REQUIREMENTS
Up to and including the line that contains "type Row = Item | Header;", repeat each line of the data exactly, starting from the first.
══════
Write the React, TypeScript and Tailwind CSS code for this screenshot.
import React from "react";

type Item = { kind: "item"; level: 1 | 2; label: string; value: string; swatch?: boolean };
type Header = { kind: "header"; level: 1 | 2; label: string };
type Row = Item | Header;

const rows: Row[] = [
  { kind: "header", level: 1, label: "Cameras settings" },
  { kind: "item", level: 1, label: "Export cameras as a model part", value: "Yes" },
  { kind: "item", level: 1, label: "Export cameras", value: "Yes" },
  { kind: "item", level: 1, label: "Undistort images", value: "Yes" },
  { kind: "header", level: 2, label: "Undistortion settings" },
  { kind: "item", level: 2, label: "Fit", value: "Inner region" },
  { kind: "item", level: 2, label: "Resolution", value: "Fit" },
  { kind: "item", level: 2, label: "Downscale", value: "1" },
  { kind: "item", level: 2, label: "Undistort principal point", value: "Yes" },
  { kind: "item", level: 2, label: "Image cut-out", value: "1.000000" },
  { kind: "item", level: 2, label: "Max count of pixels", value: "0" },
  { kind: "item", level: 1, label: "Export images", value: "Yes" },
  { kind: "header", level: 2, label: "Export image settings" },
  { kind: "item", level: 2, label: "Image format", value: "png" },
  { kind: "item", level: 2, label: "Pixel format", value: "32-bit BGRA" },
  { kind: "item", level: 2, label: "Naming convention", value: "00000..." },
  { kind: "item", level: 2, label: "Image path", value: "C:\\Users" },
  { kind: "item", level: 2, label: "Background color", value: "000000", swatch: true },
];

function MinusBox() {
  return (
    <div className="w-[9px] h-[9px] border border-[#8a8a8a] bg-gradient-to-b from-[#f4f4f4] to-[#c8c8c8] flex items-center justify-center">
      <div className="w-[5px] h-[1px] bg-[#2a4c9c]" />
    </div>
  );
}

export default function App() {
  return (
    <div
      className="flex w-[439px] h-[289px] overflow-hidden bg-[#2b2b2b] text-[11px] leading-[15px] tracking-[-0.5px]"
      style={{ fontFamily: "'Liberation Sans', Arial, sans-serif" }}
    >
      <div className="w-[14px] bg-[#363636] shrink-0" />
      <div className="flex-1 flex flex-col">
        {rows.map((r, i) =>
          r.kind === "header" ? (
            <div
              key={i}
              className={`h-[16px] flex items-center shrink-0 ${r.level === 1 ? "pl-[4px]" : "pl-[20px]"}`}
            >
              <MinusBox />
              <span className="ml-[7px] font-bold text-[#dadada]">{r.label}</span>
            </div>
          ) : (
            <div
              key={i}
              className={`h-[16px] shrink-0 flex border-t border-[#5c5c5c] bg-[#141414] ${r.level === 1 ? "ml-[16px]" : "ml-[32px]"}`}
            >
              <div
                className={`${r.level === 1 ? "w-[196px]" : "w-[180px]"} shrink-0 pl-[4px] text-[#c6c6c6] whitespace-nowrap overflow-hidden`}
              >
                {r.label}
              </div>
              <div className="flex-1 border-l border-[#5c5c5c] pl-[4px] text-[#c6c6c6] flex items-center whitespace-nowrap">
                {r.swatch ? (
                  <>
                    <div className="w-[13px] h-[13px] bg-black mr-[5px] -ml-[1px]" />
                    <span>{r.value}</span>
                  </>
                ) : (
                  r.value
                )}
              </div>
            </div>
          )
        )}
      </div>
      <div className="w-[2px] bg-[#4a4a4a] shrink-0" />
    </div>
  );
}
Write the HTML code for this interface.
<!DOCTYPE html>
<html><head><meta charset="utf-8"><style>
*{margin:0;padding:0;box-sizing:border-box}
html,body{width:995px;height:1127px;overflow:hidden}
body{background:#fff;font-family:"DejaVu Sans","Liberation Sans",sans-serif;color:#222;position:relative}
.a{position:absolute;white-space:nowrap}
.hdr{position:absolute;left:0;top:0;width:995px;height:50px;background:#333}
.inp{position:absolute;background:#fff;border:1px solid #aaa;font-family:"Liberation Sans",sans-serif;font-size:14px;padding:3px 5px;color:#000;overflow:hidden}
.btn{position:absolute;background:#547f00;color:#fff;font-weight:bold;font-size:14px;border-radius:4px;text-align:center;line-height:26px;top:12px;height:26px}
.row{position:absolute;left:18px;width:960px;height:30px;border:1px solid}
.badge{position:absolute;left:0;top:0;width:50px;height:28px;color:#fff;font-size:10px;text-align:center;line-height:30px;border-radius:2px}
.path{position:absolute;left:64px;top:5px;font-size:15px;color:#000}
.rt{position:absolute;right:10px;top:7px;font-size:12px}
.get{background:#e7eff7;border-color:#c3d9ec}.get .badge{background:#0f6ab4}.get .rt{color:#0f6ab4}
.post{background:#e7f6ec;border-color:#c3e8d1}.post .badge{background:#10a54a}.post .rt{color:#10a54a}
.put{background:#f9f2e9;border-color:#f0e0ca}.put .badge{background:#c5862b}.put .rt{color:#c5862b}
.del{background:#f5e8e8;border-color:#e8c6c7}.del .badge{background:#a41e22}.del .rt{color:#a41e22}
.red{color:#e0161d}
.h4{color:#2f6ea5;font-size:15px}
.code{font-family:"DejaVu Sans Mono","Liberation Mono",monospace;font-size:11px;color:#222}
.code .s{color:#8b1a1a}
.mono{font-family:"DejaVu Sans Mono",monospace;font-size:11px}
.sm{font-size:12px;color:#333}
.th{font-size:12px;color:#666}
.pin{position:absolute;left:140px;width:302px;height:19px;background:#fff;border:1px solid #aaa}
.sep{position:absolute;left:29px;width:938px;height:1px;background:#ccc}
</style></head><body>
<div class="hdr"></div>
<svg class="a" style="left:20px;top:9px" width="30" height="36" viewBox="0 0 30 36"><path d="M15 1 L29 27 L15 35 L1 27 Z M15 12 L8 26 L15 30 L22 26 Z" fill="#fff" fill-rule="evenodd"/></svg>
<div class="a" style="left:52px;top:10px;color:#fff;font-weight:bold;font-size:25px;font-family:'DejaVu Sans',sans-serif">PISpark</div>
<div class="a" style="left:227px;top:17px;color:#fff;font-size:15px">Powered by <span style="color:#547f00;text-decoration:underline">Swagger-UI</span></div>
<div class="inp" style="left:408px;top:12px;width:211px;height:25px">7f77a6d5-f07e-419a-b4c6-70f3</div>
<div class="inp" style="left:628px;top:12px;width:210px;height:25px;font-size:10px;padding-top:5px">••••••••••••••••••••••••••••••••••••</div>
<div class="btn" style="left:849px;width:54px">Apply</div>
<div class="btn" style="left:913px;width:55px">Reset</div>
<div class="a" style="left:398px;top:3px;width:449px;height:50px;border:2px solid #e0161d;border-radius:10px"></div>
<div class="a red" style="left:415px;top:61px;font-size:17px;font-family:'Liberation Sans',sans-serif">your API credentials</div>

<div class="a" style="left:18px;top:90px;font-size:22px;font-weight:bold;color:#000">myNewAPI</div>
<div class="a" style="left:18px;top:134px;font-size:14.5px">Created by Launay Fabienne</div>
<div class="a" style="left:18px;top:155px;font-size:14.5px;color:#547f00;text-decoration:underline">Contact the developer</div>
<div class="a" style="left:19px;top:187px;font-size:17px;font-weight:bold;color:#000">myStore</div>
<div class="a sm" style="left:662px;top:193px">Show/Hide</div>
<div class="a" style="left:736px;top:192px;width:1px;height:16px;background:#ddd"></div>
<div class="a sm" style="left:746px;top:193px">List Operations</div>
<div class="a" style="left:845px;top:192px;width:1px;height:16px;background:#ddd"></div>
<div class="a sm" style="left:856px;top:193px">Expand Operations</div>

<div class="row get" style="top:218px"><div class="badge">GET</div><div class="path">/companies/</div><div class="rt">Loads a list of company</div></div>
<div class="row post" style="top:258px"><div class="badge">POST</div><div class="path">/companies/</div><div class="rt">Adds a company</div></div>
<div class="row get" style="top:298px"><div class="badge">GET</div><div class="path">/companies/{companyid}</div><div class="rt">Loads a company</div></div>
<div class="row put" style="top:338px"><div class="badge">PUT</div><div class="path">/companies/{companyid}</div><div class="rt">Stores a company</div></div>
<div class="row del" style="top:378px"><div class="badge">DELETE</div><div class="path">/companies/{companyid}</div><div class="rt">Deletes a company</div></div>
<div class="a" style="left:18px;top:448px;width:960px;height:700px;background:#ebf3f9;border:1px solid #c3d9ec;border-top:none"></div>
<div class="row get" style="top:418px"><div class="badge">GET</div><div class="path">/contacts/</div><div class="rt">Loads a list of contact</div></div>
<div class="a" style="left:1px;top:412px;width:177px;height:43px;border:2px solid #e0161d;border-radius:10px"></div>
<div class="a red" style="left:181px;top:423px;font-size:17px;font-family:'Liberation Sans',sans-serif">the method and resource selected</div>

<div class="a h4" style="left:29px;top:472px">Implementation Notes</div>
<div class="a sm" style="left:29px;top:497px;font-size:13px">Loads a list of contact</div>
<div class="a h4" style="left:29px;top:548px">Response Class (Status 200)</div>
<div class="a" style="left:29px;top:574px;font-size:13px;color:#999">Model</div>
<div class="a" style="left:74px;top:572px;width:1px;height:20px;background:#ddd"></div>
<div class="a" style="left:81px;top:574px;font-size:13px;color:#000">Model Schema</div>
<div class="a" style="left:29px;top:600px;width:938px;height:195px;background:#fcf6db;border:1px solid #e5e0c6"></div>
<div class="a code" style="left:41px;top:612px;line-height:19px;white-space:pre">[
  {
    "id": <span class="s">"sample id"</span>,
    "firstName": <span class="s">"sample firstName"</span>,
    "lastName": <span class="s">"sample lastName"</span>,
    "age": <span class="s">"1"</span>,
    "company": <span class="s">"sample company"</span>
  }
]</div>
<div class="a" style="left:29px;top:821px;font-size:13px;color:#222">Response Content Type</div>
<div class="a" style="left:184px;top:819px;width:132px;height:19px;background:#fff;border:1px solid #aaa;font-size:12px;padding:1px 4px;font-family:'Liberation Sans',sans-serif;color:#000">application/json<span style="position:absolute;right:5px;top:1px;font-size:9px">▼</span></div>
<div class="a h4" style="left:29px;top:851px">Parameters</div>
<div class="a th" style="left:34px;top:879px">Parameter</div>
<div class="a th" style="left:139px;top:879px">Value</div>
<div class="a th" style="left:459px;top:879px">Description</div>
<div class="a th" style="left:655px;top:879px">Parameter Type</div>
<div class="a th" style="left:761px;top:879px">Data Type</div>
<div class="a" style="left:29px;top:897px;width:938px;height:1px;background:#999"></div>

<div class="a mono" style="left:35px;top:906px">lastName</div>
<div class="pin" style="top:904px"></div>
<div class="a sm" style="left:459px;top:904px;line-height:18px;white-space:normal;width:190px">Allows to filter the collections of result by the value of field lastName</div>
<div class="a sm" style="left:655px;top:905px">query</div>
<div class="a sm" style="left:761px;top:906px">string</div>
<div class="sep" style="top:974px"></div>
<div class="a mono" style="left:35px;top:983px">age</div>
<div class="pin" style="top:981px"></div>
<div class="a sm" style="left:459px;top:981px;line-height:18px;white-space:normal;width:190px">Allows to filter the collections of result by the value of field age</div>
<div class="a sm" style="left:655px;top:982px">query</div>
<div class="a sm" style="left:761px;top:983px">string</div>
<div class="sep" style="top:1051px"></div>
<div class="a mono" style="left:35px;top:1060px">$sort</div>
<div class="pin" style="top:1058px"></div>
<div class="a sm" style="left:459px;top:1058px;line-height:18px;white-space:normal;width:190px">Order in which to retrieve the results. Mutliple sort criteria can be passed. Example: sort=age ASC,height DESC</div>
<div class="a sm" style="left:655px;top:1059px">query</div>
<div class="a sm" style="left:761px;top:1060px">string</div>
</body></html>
══════
CORRECT OUTPUT
Write the React, TypeScript and Tailwind CSS code for this screenshot.
import React from "react";

type Item = { kind: "item"; level: 1 | 2; label: string; value: string; swatch?: boolean };
type Header = { kind: "header"; level: 1 | 2; label: string };
type Row = Item | Header;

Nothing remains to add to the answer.